Ever do this? Blame somebody
Make this shift: Take responsibility
People who blame others and outside circumstances tend to also think that others are responsible for their happiness, says Jay Winner, MD, in his book Take the Stress Out of Your Life. Yikes! If you can help your kid ditch the victim mentality (and do it yourself, too), there’ll be so much less anger at bad news—and so much more happiness at success. When Gina Miller’s 7-year-old daughter slips little gems into the conversation like “He made me do this” or “You make me feel that,” Miller reinforces these three ideas: You are in control of your feelings, thoughts, and actions; you are not in control of other people’s feelings, thoughts, or actions; and everything you do and say and feel is a choice you make.
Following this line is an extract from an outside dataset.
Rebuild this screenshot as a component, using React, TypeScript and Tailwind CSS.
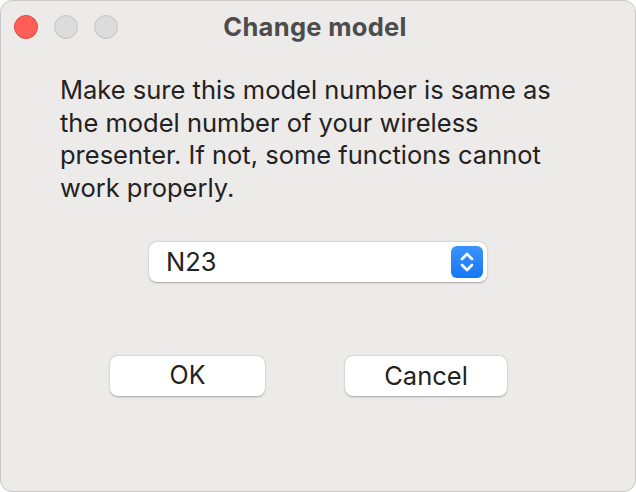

A responsible attitude can help your child even in situations where someone else is clearly at fault, because she’s in charge of how she reacts to bad circumstances. Let her know that the person who hurt her has likely stopped thinking about it, while she’s hurting herself over and over by ruminating on what someone else did to her, suggests Laurie Gray, mom of an 8-year-old daughter in Fort Wayne, Indiana. This insight is key to raising kids who have a positive—but realistic—outlook on life. And that’s what leads to true family happiness: Knowing that whatever comes your way, you’ll be able to handle it together.